An early start in the morning and we descended quickly to the River Shweli.

The Salween River is at an elevation of 2600 feet. Forty-five li further the road reaches at Fengshui-ling a height of 8730, from which point, in thirty-five li, it dips again to the River Shweli, 4400 feet above sea level. There was the usual suspension bridge at the river, and the inevitable likin-barrier. For the first time the Customs officials seemed inclined to delay me. I was on foot, and separated from my men by half the height of the hill. The collectors, and the underlings who are always hanging about the barriers, gathered round me and interrogated me closely. They spoke to me in Chinese, and with insufficient deference. The Chinese seem imbued with the mistaken belief that their language is the vehicle of intercourse not only within the four seas, but beyond them, and are often arrogant in consequence. I answered them in English. "I don't understand one word you say, but, if you wish to know," I said, energetically, "I come from Shanghai."


"Shanghai," they exclaimed, "he comes from Shanghai!" "And I am bound for Singai" (Bhamo) ; - "Singai," they repeated, "he is going to Singai!" - "unless the Imperial Government, suspicious of my intentions, which the meanest Intelligence can see are pacific, should prevent me, in which case England will find a coveted pretext to add Yunnan to her Burmese Empire." Then, addressing myself to the noisiest, I indulged in some sarcastic speculations upon his probable family history, deduced from his personal peculiarities, till he looked very uncomfortable indeed. Thereupon I gravely bowed to them, and, leaving them in dumb astonishment, walked on over the bridge. They probably thought I was rating them in Manchu, the language of the Emperor.
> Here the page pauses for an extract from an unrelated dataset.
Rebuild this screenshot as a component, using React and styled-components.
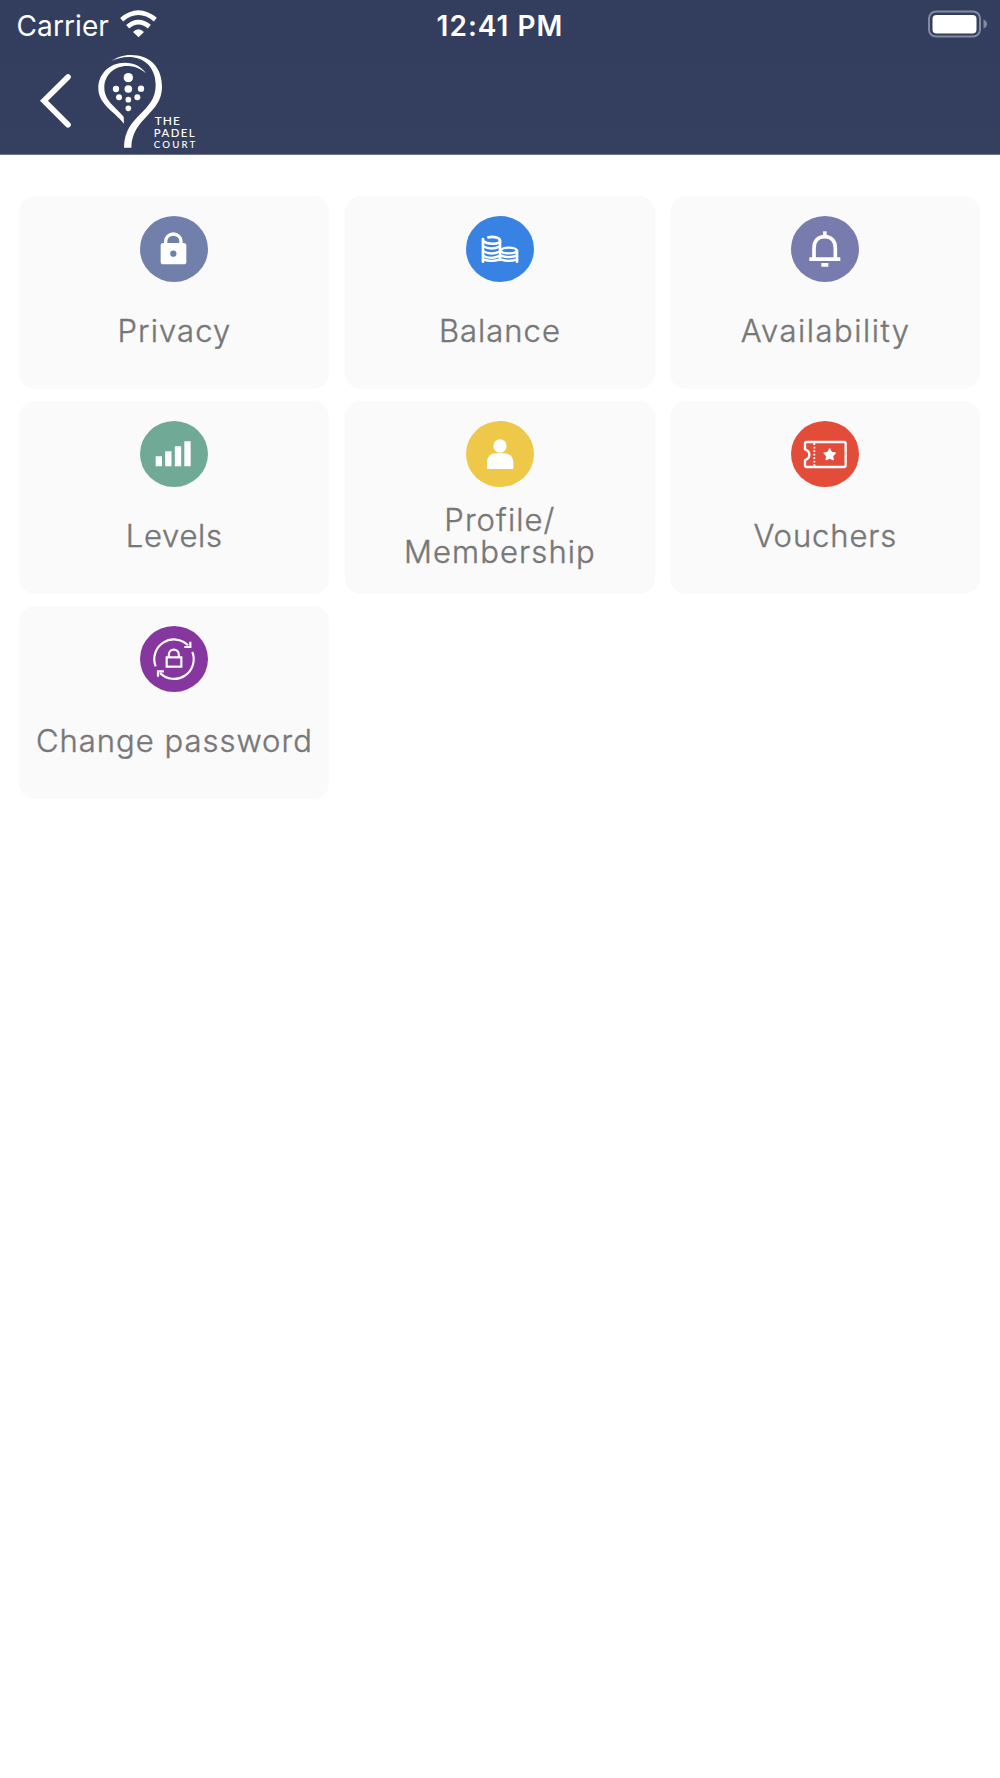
import React from "react";
import styled, { createGlobalStyle } from "styled-components";

const GlobalStyle = createGlobalStyle`
  body {
    margin: 0;
    background: #fff;
    font-family: Inter, "Liberation Sans", sans-serif;
  }
`;

const Header = styled.header`
  box-sizing: border-box;
  height: 155px;
  background: linear-gradient(#333d5e, #353f5e);
  border-bottom: 1px solid #6c748b;
  color: #fff;
`;

const StatusBar = styled.div`
  display: grid;
  grid-template-columns: 1fr auto 1fr;
  align-items: center;
  height: 51px;
  padding: 0 13px 0 16.5px;
  font-size: 28px;
  line-height: 34px;
`;

const Carrier = styled.div`
  display: flex;
  align-items: center;
  gap: 11px;
  letter-spacing: 0.1px;

  svg {
    margin-top: -3px;
  }
`;

const Clock = styled.div`
  margin-right: 3.5px;
  font-weight: 600;
  font-size: 28px;
  letter-spacing: 1px;
`;

const Battery = styled.svg`
  justify-self: end;
  margin-top: -3px;
`;

const NavBar = styled.nav`
  display: flex;
  align-items: flex-start;
  gap: 24px;
  padding: 2px 0 0 36px;
`;

const BackButton = styled.button`
  display: flex;
  margin: 17px 0 0;
  padding: 0;
  border: 0;
  background: none;
`;

const Menu = styled.main`
  display: grid;
  grid-template-columns: repeat(3, 310px);
  grid-auto-rows: 192.5px;
  gap: 12.7px 15.5px;
  padding: 41px 0 0 19.4px;
`;

const Card = styled.div`
  display: flex;
  flex-direction: column;
  align-items: center;
  padding-top: 20px;
  box-sizing: border-box;
  border-radius: 16px;
  background: #fafafa;
`;

const Badge = styled.div`
  display: flex;
  width: 68px;
  height: 66px;
  border-radius: 50%;
  background: ${(props) => props.$color};
`;

const Label = styled.div`
  display: flex;
  align-items: center;
  height: 98px;
  color: #777;
  font-size: 31px;
  font-weight: 300;
  -webkit-text-stroke: 0.4px #777;
  line-height: 32px;
  letter-spacing: ${(props) => props.$spacing}px;
  margin-right: ${(props) => 1 - props.$spacing}px;
  text-align: center;
  white-space: pre;
`;

const Glyph = ({ children }) => (
  <svg width="68" height="66" viewBox="0 0 204 198" fill="none" stroke="#fff">
    {children}
  </svg>
);

const LockIcon = () => (
  <Glyph>
    <rect x="62" y="81" width="77" height="64" rx="8" fill="#fff" stroke="none" />
    <path d="M77 84V76a23 22 0 0 1 46 0v8" strokeWidth="10" />
    <circle cx="100" cy="113" r="9.5" fill="#7080ab" stroke="none" />
  </Glyph>
);

const CoinsIcon = () => (
  <Glyph>
    <g strokeWidth="8" strokeLinecap="round">
      <path d="M51 69V137M102 74V132M153 104V137" />
      <path d="M67 64C86 60 102 66 102 74C102 84 67 88 51 75" />
      <path d="M51 91Q76 104 102 91M51 106Q76 119 102 106M51 119Q76 132 102 119M51 130Q76 139 102 130" strokeWidth="7" />
      <path d="M104 104C108 92 149 92 153 104C149 115 108 115 104 104Z" strokeWidth="7" />
      <path d="M104 118Q128 129 153 118M104 130Q128 139 153 130" strokeWidth="7" />
    </g>
  </Glyph>
);

const BellIcon = () => (
  <Glyph>
    <path d="M69 127V97C69 74 82 62 101 62S133 74 133 97V127" strokeWidth="11" />
    <path d="M55 129.500H148M91 146.500H112" strokeWidth="11" />
    <path d="M101.500 46V62" strokeWidth="11" />
  </Glyph>
);

const LevelsIcon = () => (
  <Glyph>
    <path d="M56.500 136V106M85 136V91M114 136V76M142.500 136V61" strokeWidth="19" />
  </Glyph>
);

const ProfileIcon = () => (
  <Glyph>
    <circle cx="102" cy="75" r="20" fill="#fff" stroke="none" />
    <path d="M63 144V126Q63 97 90 97H114Q142 97 142 126V144Z" fill="#fff" stroke="none" />
  </Glyph>
);

const TicketIcon = () => (
  <Glyph>
    <path
      d="M47 63H159Q164 63 164 68V133Q164 138 159 138H47Q42 138 42 133V117Q55 113 55 101Q55 89 42 85V68Q42 63 47 63Z"
      strokeWidth="7"
      strokeLinejoin="round"
    />
    <path d="M70 67V136" strokeWidth="5.500" strokeDasharray="5 5.500" />
    <path
      d="M116 84L121 95L132 96.500L124 104.500L126 115.500L116 110.500L106 115.500L108 104.500L100 96.500L111 95Z"
      fill="#fff"
      strokeWidth="5"
      strokeLinejoin="round"
    />
  </Glyph>
);

const PasswordIcon = () => (
  <Glyph>
    <g strokeWidth="6.5">
      <path d="M47 121A59 59 0 0 1 144 58" />
      <path d="M157 78A59 59 0 0 1 60 141" />
      <path d="M151 47V63H133M54 152V136H72" />
      <rect x="80" y="94" width="44" height="28" />
      <path d="M86.500 93V86A15 15 0 0 1 116.500 86V93" />
    </g>
  </Glyph>
);

const Logo = () => (
  <svg width="102" height="97" viewBox="288 159 306 291" fill="#fff">
    <path d="M333 184C350 172 368 165 392 165C452 165 486 204 486 260C486 342 396 352 394 443H372C373 343 467 340 467 255C467 200 430 171 386 171C365 171 349 176 333 184Z" />
    <path d="M438 220C425 200 402 188 375 188C326 188 295 223 295 265C295 311 340 333 372 371L371 350C348 321 313 303 313 263C313 225 343 198 380 198C404 198 422 206 438 220Z" />
    <circle cx="385" cy="233" r="14" />
    <circle cx="385" cy="267" r="11.500" />
    <circle cx="348" cy="267" r="9.500" />
    <circle cx="423" cy="266" r="9.500" />
    <circle cx="357" cy="292" r="9" />
    <circle cx="412" cy="292" r="9" />
    <circle cx="385" cy="299" r="8.500" />
    <circle cx="385" cy="325" r="8.500" />
    <g fontFamily="Lato, sans-serif" fontWeight="500">
      <text x="464" y="374" fontSize="36" textLength="76">THE</text>
      <text x="461" y="411" fontSize="34" textLength="123">PADEL</text>
      <text x="461" y="444" fontSize="29" textLength="125">COURT</text>
    </g>
  </svg>
);

const items = [
  { label: "Privacy", color: "#7080ab", icon: <LockIcon />, spacing: 1.1 },
  { label: "Balance", color: "#3882e3", icon: <CoinsIcon />, spacing: 1 },
  { label: "Availability", color: "#777bae", icon: <BellIcon />, spacing: 1.5 },
  { label: "Levels", color: "#70a995", icon: <LevelsIcon />, spacing: 0.7 },
  { label: "Profile/\nMembership", color: "#eec849", icon: <ProfileIcon />, spacing: 1.1 },
  { label: "Vouchers", color: "#e24c39", icon: <TicketIcon />, spacing: 0.9 },
  { label: "Change password", color: "#86379f", icon: <PasswordIcon />, spacing: 1 },
];

const App = () => {
  return (
    <>
      <GlobalStyle />
      <Header>
        <StatusBar>
          <Carrier>
            Carrier
            <svg width="37" height="28" viewBox="360 29 111 84" fill="none" stroke="#fff">
              <path d="M365 58Q415 16 466 58" strokeWidth="14" />
              <path d="M383 79Q415 52 448 79" strokeWidth="14" />
              <path d="M399 95Q415 79 432 95L415.500 111Z" fill="#fff" stroke="none" />
            </svg>
          </Carrier>
          <Clock>12:41 PM</Clock>
          <Battery width="60" height="28" viewBox="0 0 60 28">
            <rect x="2" y="1.500" width="51" height="25" rx="7" fill="none" stroke="#858b9e" strokeWidth="2" />
            <rect x="5.500" y="5" width="44" height="18.500" rx="4" fill="#fff" />
            <path d="M56.500 9.500Q60 11 60 14T56.500 18.500Z" fill="#858b9e" />
          </Battery>
        </StatusBar>
        <NavBar>
          <BackButton aria-label="Back">
            <svg width="36" height="61" viewBox="108 210 108 183" fill="none" stroke="#fff">
              <path d="M204 231L132 302L204 374" strokeWidth="17" strokeLinecap="round" />
            </svg>
          </BackButton>
          <Logo />
        </NavBar>
      </Header>
      <Menu>
        {items.map((item) => (
          <Card key={item.label}>
            <Badge $color={item.color}>{item.icon}</Badge>
            <Label $spacing={item.spacing}>{item.label}</Label>
          </Card>
        ))}
      </Menu>
    </>
  );
};

export default App;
Two boys staggering under loads of firewood did not escape so easily, but were detained and a log squeezed from each wherewith to light the likin fires.

A steep climb of another 3000 or 4000 feet over hills carpeted with bracken, with here and there grassy swards, pretty with lilies and daisies and wild strawberries, and then a quick descent, and we were in the valley of Tengyueh (5600ft.). A plain everywhere irrigated, flanked by treeless hills; fields shut in by low embankments; villages in plantations round its margin; black-faced sheep in flocks on the hillsides; and, away to the right the crenellated walls of Tengyueh. A stone-flagged path down the centre of the plain led us into the town. We entered by the south gate, and, turning to the left, were conducted into the telegraph compound, where I was to find accommodation, the clerk in charge of the operators being able to speak a few words of English I was an immediate object of curiosity.